Um dos fatores mais agravantes analisado nesse projeto foi a baixa ingestão do cálcio pelas crianças. Morais [14] relata que o cálcio é um elemento fundamental para a saúde óssea, a sua ausência pode acarretar o aumento do risco de problemas na mineralização óssea. Foram descritos casos de raquitismo associado à baixa ingestão de cálcio, além de um déficit no crescimento das crianças. Outro micronutriente que também apresentou ingestão abaixo do adequado pela DRI (2002) foi o magnésio.
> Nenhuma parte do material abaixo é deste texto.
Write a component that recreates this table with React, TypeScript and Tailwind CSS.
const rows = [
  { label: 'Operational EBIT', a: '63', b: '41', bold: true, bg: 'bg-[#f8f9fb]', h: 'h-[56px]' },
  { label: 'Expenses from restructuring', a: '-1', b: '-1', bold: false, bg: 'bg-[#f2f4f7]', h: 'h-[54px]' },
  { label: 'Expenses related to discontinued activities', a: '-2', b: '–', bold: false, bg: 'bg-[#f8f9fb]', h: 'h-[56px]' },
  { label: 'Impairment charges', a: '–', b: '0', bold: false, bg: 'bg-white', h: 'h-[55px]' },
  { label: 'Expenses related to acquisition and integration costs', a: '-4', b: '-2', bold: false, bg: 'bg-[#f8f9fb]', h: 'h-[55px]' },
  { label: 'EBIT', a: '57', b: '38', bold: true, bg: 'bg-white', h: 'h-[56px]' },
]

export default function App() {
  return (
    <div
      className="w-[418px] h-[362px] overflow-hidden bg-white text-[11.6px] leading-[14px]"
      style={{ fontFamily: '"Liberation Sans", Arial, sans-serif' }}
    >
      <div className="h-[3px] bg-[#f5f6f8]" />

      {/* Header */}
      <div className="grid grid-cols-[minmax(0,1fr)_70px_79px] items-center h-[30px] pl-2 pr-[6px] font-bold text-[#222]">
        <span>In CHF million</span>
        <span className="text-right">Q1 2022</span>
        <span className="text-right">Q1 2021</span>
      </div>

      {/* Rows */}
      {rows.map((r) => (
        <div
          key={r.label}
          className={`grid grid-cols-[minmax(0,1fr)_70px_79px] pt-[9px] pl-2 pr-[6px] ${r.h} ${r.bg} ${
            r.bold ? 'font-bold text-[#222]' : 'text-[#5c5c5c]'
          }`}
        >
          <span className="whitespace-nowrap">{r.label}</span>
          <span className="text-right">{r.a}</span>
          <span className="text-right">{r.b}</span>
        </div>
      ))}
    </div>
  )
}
Porém, o fósforo e o zinco demostraram um consumo acima do recomendado pelas crianças.

Observou-se que a ingestão de cobre foi consumida abaixo do adequado em 100% das crianças, Macêdo et al. [15] descreve que o cobre atua como cofator de enzimas responsáveis por diversas atividades metabólicas como na resposta imune inata, além do papel importante na maturação dos tecidos e células linfoides, sua deficiência acarreta em disfunções imunológicas. Em relação ao consumo de iodo e selênio nenhuma criança atingiu quantidades adequadas pela DRI (2002). A maioria das crianças ingeriram o iodo abaixo do recomendado, segundo Limbert et al. [16] a carência de iodo, é indispensável para a síntese dos hormônios tireoidianos, na criança os hormônios tireoidianos são necessárias para o crescimento e desenvolvimento das funções cognitivas e motoras, que podem ficar comprometidas se a ingestão do iodo for inadequada. Enquanto, a metade consumiu selênio acima do adequado.
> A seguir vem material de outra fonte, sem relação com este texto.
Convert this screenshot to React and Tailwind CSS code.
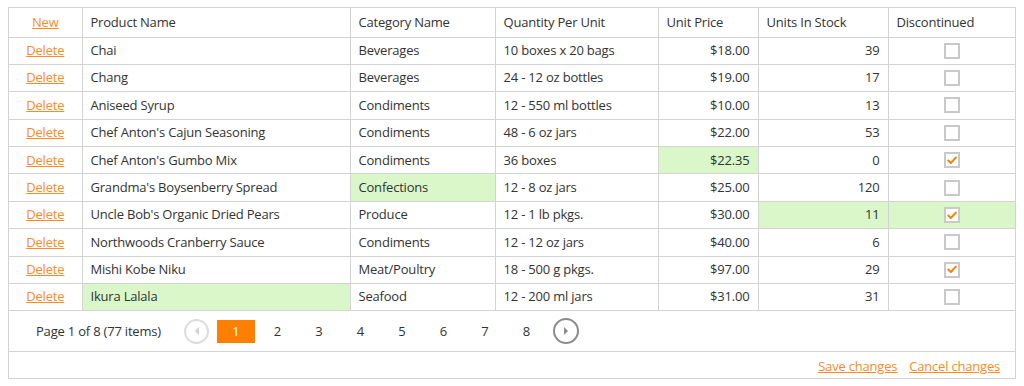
import React from "react";

const rows = [
  { name: "Chai", cat: "Beverages", qty: "10 boxes x 20 bags", price: "$18.00", stock: "39", disc: false },
  { name: "Chang", cat: "Beverages", qty: "24 - 12 oz bottles", price: "$19.00", stock: "17", disc: false },
  { name: "Aniseed Syrup", cat: "Condiments", qty: "12 - 550 ml bottles", price: "$10.00", stock: "13", disc: false },
  { name: "Chef Anton's Cajun Seasoning", cat: "Condiments", qty: "48 - 6 oz jars", price: "$22.00", stock: "53", disc: false },
  { name: "Chef Anton's Gumbo Mix", cat: "Condiments", qty: "36 boxes", price: "$22.35", stock: "0", disc: true, hl: ["price"] },
  { name: "Grandma's Boysenberry Spread", cat: "Confections", qty: "12 - 8 oz jars", price: "$25.00", stock: "120", disc: false, hl: ["cat"] },
  { name: "Uncle Bob's Organic Dried Pears", cat: "Produce", qty: "12 - 1 lb pkgs.", price: "$30.00", stock: "11", disc: true, hl: ["stock", "disc"] },
  { name: "Northwoods Cranberry Sauce", cat: "Condiments", qty: "12 - 12 oz jars", price: "$40.00", stock: "6", disc: false },
  { name: "Mishi Kobe Niku", cat: "Meat/Poultry", qty: "18 - 500 g pkgs.", price: "$97.00", stock: "29", disc: true },
  { name: "Ikura Lalala", cat: "Seafood", qty: "12 - 200 ml jars", price: "$31.00", stock: "31", disc: false, hl: ["name"] },
];

function Check({ checked }) {
  return (
    <div className="mx-auto w-4 h-4 border-2 border-[#c9c9c9] bg-white flex items-center justify-center">
      {checked && (
        <svg width="10" height="9" viewBox="0 0 10 9">
          <path d="M1.2 4.6 L3.8 7 L8.8 1.6" fill="none" stroke="#ff7f00" strokeWidth="2" strokeLinecap="round" strokeLinejoin="round" />
        </svg>
      )}
    </div>
  );
}

const hlc = "bg-[#d9f7c9]";

export default function App() {
  const td = "border-r border-b border-[#d3d3d3] px-2 h-[27.4px] p-0";
  return (
    <div className="bg-white w-[1024px] h-[386px] px-2 pt-[7px]" style={{ fontFamily: '"Open Sans", "Noto Sans", sans-serif' }}>
      <div className="border border-[#d3d3d3] text-[13px] tracking-[-0.2px] text-[#333]">
        <table className="w-full table-fixed border-collapse">
          <colgroup>
            <col className="w-[73px]" />
            <col className="w-[268px]" />
            <col className="w-[145px]" />
            <col className="w-[163px]" />
            <col className="w-[100px]" />
            <col className="w-[130px]" />
            <col />
          </colgroup>
          <thead>
            <tr>
              <th className="border-r border-b border-[#d3d3d3] h-[29px] font-normal text-center">
                <a className="text-[#ff8a1f] underline cursor-pointer">New</a>
              </th>
              <th className="border-r border-b border-[#d3d3d3] px-2 font-normal text-left">Product Name</th>
              <th className="border-r border-b border-[#d3d3d3] px-2 font-normal text-left">Category Name</th>
              <th className="border-r border-b border-[#d3d3d3] px-2 font-normal text-left">Quantity Per Unit</th>
              <th className="border-r border-b border-[#d3d3d3] px-2 font-normal text-left">Unit Price</th>
              <th className="border-r border-b border-[#d3d3d3] px-2 font-normal text-left">Units In Stock</th>
              <th className="border-b border-[#d3d3d3] px-2 font-normal text-left">Discontinued</th>
            </tr>
          </thead>
          <tbody>
            {rows.map((r, i) => {
              const h = (k) => (r.hl && r.hl.includes(k) ? hlc : "");
              return (
                <tr key={i}>
                  <td className={`${td} text-center`}>
                    <a className="text-[#ff8a1f] underline cursor-pointer">Delete</a>
                  </td>
                  <td className={`${td} ${h("name")}`}>{r.name}</td>
                  <td className={`${td} ${h("cat")}`}>{r.cat}</td>
                  <td className={`${td}`}>{r.qty}</td>
                  <td className={`${td} text-right ${h("price")}`}>{r.price}</td>
                  <td className={`${td} text-right ${h("stock")}`}>{r.stock}</td>
                  <td className={`border-b border-[#d3d3d3] h-[27.4px] ${h("disc")}`}>
                    <Check checked={r.disc} />
                  </td>
                </tr>
              );
            })}
          </tbody>
        </table>
        <div className="h-[41px] flex items-center pl-[27px] border-b border-[#d3d3d3]">
          <span className="w-[122px] whitespace-nowrap">Page 1 of 8 (77 items)</span>
          <div className="ml-[26px] w-[25px] h-[25px] rounded-full border-2 border-[#dcdcdc] flex items-center justify-center">
            <svg width="8" height="10" viewBox="0 0 8 10"><path d="M6 1 L2 5 L6 9 Z" fill="#d0d0d0" /></svg>
          </div>
          <div className="ml-[8px] flex items-center gap-[4px]">
            <div className="w-[37.5px] h-[23px] bg-[#ff8000] text-white flex items-center justify-center">1</div>
            {["2", "3", "4", "5", "6", "7", "8"].map((n) => (
              <div key={n} className="w-[37.5px] h-[23px] flex items-center justify-center">{n}</div>
            ))}
          </div>
          <div className="ml-[8px] w-[26px] h-[26px] rounded-full border-2 border-[#8c8c8c] flex items-center justify-center">
            <svg width="8" height="10" viewBox="0 0 8 10"><path d="M2 1 L6 5 L2 9 Z" fill="#8c8c8c" /></svg>
          </div>
        </div>
        <div className="h-[26px] flex items-center justify-end pr-[15px] gap-[12px] pt-[2px]">
          <a className="text-[#ff8a1f] underline cursor-pointer">Save changes</a>
          <a className="text-[#ff8a1f] underline cursor-pointer">Cancel changes</a>
        </div>
      </div>
    </div>
  );
}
A ingestão do manganês e do potássio encontrou-se abaixo do recomendado em todas as crianças avaliadas, enquanto o consumo de sódio foi muito superior ao recomendado pela DRI (2002). O alto consumo de sódio pelas crianças como já foi visto, pode levar à hipertensão arterial. Estudos epidemiológicos sobre hipertensão arterial na infância têm sido fonte importante de subsídios, fornecendo indícios consistentes de que a hipertensão arterial sistêmica do adulto começa na infância. Além disso, a hipertensão arterial é um fator de risco importante e independente para doença cardiovascular, acidente vascular cerebral (AVC) e doença renal [17].

 

Tabela III - Avaliação do consumo de minerais por 227 estudantes de 6 a 10 anos de idade.

 

 

Conclusão

 

De acordo com o recordatório alimentar das crianças, que é um instrumento valioso de avaliação da ingestão alimentar de populações, foi possível encontrar deficiências, adequações e excessos na alimentação dos estudantes.

Diante dos resultados encontrados, verificou-se um elevado consumo de micronutrientes, como as vitaminas B1, B2, B3, B6, B12, E, e os minerais fósforo, zinco, selênio, sódio. Observou-se deficiências das fibras, vitaminas A, D, B5, C, B9 (ácido fólico) e dos minerais cálcio, magnésio, ferro, cobre, iodo, magnésio, potássio e adequação dos macronutrientes como carboidratos, proteínas e lipídeos.

Portanto, é necessário ressaltar a necessidade de uma intervenção nutricional acompanhada de medidas de prevenção e promoção de uma alimentação saudável, o qual deve ter início na infância, e permanecer durante a vida adulta e velhice.